Governments around the world encourage lithium battery recycling and green production through subsidy programs, tax breaks and other measures. For instance, the Inflation Reduction Act of the United States sets clear requirements for the sources and origins of core minerals and components in batteries, promoting the development of domestic supply chains.

Extended Producer Responsibility System (EPR)

Producers are required to be responsible for the environmental costs of batteries throughout their entire life cycle, including recycling, disposal and reuse. For instance, China supports the clustered development of the lithium battery industry through special funds and promotes enterprises to fulfill their social responsibilities.

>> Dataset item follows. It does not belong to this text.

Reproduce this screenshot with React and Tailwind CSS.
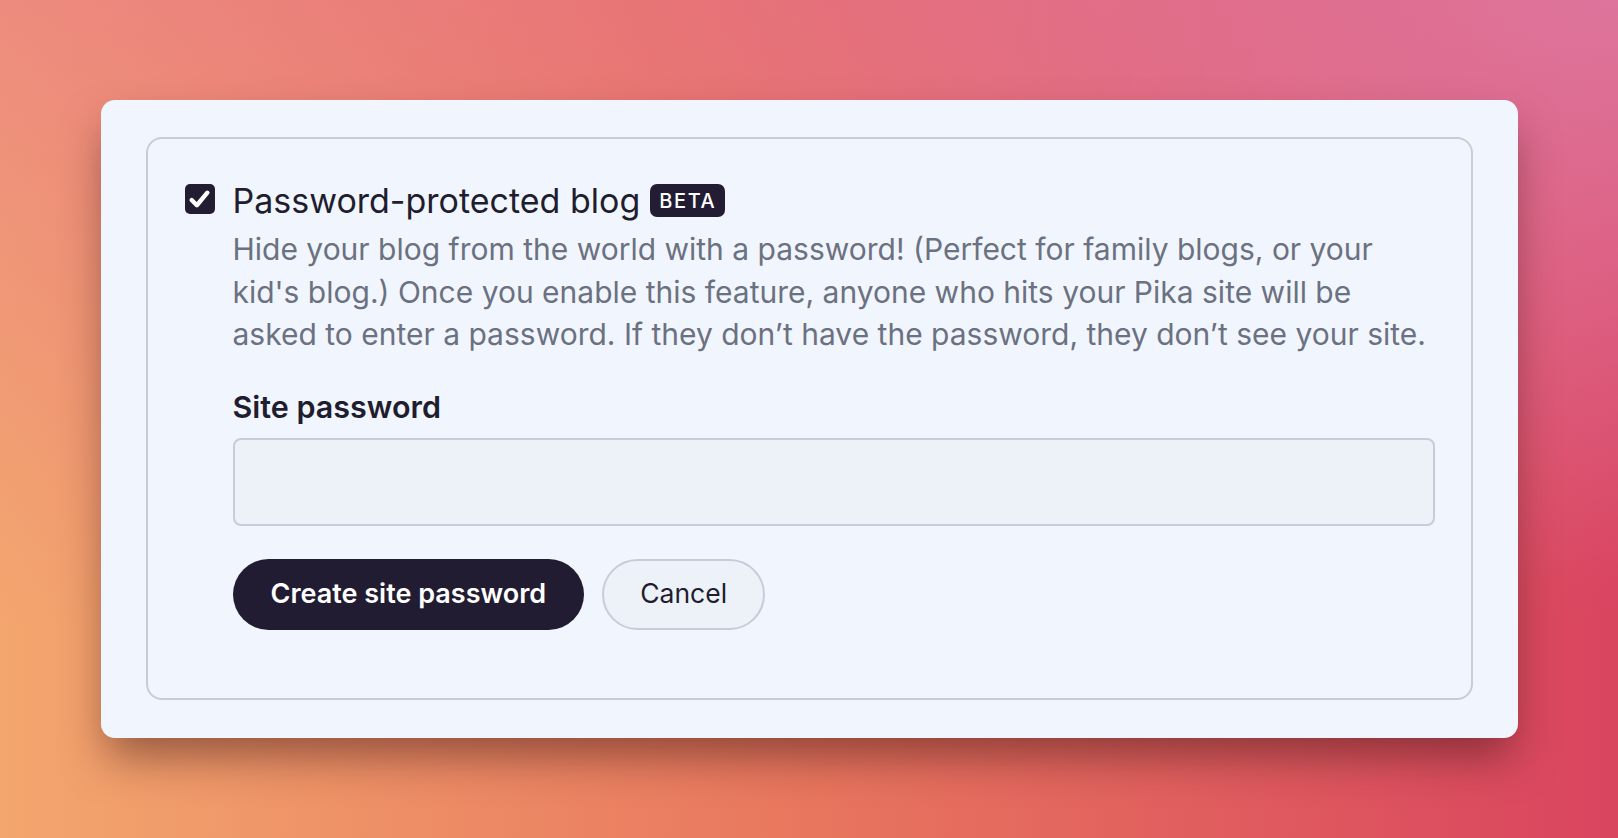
import React, { useState } from 'react'

const font = { fontFamily: 'Inter, "Noto Sans", sans-serif' }

function CheckBox({ checked, onChange }) {
  return (
    <button
      type="button"
      onClick={onChange}
      className={`mt-[6px] h-[30px] w-[30px] shrink-0 rounded-[5px] flex items-center justify-center ${checked ? 'bg-[#221d33]' : 'bg-white border-2 border-[#c8ccd6]'}`}
    >
      {checked && (
        <svg width="23" height="23" viewBox="0 0 22 22" fill="none">
          <path d="M3.5 11.5 L8.5 16.5 L18.5 4.5" stroke="white" strokeWidth="4.2" strokeLinecap="round" strokeLinejoin="round" />
        </svg>
      )}
    </button>
  )
}

export default function App() {
  const [enabled, setEnabled] = useState(true)
  const [password, setPassword] = useState('')

  return (
    <div
      style={font}
      className="w-full h-[838px] flex items-center justify-center bg-[radial-gradient(ellipse_60%_70%_at_100%_0%,rgba(222,128,168,0.75),transparent),linear-gradient(to_bottom,rgba(228,100,150,0.4),rgba(228,100,150,0)_75%),linear-gradient(to_right,#f3a66e,#e8765e_50%,#d9445f)]"
    >
      <div className="w-[1417px] rounded-[14px] bg-[#f1f6fe] px-[45px] pt-[37px] pb-[38px] shadow-[0_24px_44px_-6px_rgba(60,20,20,0.5)]">
        <div className="rounded-[16px] border-2 border-[#c8ccd6] pl-[37px] pr-[36px] pt-[39px] pb-[68px]">
          <div className="flex gap-[18px]">
            <CheckBox checked={enabled} onChange={() => setEnabled(!enabled)} />
            <div className="flex-1">
              <div className="flex items-center h-[45px]">
                <span className="text-[34px] leading-[45px] text-[#1f1d2e]">Password-protected blog</span>
                <span className="ml-[10px] h-[33px] px-[9px] rounded-[7px] bg-[#221d33] text-white text-[20px] tracking-[0.08em] font-medium flex items-center leading-none">BETA</span>
              </div>
              <p className="mt-[5px] text-[30px] leading-[42.5px] text-[#6b7180]">
                Hide your blog from the world with a password! (Perfect for family blogs, or your kid's blog.) Once you enable this feature, anyone who hits your Pika site will be asked to enter a password. If they don’t have the password, they don’t see your site.
              </p>
              <label className="block mt-[30px] text-[30.5px] leading-[42px] font-semibold text-[#1f1d2e]">Site password</label>
              <input
                type="password"
                value={password}
                onChange={(e) => setPassword(e.target.value)}
                className="mt-[10px] block w-full h-[88px] rounded-[8px] border-2 border-[#c8ccd6] bg-[#edf2f9] px-5 text-[28px] outline-none"
              />
              <div className="mt-[33px] flex gap-[18px]">
                <button className="h-[71px] px-[38px] rounded-full bg-[#211c31] text-white text-[27px] font-semibold">Create site password</button>
                <button className="h-[71px] px-[36px] rounded-full bg-[#edf2f9] border-2 border-[#c8ccd6] text-[#1f1d2e] text-[26.5px]">Cancel</button>
              </div>
            </div>
          </div>
        </div>
      </div>
    </div>
  )
}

Fifth, international cooperation: Promoting technological exchanges and market synergy

Unified technical standards

Strengthen the exchange and cooperation of lithium battery technology on a global scale and promote the unification of technical standards. For instance, by formulating unified safety, performance and recycling standards through organizations such as the International Electrotechnical Commission (IEC), trade barriers can be reduced.

Industrial chain synergy

Automobile manufacturers and battery suppliers are deepening their cooperation to jointly develop the next-generation battery technology. For instance, CATL's technology licensing model in collaboration with Ford has generated over 10 billion yuan in revenue. Through patent licensing and joint venture factory construction, it exports Chinese standards.

Market development and localized production

Chinese enterprises are accelerating their overseas expansion through the Belt and Road Initiative. Catl's European factory has an annual production capacity of 100GWh, covering international customers such as Tesla and BMW, and increasing its global market share.